The Inuit at least claim to have a store of stories relating to the old Scandinavian settlers. They seem to have been on rather amicable terms.
Kafka2 said:I'm going to challenge that point. How can one be sure that there was considerable contact with the Inuit leading up to the climatic change?
It seems to make little sense to me. The dendrochronological evidence suggests that the Norse-occupied Greenland was not experiencing anything close to polar climatic conditions at the time- therefore why would the (migrant polar hunter) Inuits be there? When there would be no seal-bearing ice-floes in the vicinity?
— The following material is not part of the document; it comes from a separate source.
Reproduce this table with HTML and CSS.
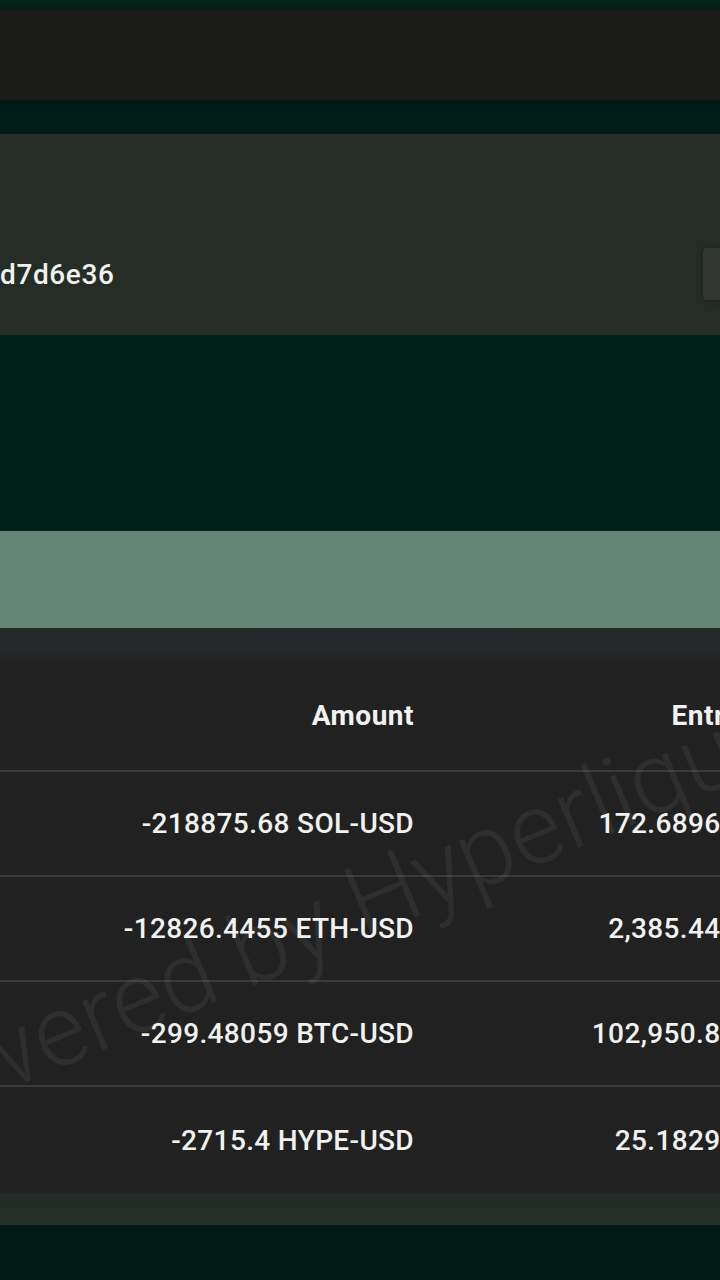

Wouldn't they be further north, around Ellesmere or Baffin Island?
When your agricultural culture is doing well in the local climate, why would you be considered unduly conservative for failing to learn polar hunting techniques?
Leifmk said:the near-total absence of fish from their diet, from the earliest generations of the settlement until its demise.
Leifmk said:as they did not fish
As a result of 80 years of excavations in Greenland, The Danish National Museum possesses a large collection of bones from burials in churchyards in the old Norse colonies. Stable-isotope analysis of selected parts of this bone material has enabled us to determine which kind of food each individual has eaten - or more precisely: the balance between terrestrial and marine diet (Box 3). At the same time, we have 14C dated the bones by the AMS technique (Box 1 and 2). We cannot claim to have solved the enigma of the disappearance of the Norsemen from Greenland, but we can at least exclude some hypotheses. The isotope analysis indicates that the Norsemen changed their dietary habits. The diet of the first settlers consisted of 80% agricultural products and 20% food from the surrounding sea. But seafood played an increasing role, such that the pattern was completely turned around towards the end of the period—from the 1300's the Greenland Norse had 50-80% of their diet from the marine food chain. In simplified terms: they started out as farmers but ended up as hunters/fishers. Some archeologists have claimed that the Greenland Norsemen succumbed because they—being culturally inflexible—either could not or would not adapt to changing conditions and therefore came to a catastrophic end, triggered by deteriorating climate. This hypothesis may now be refuted.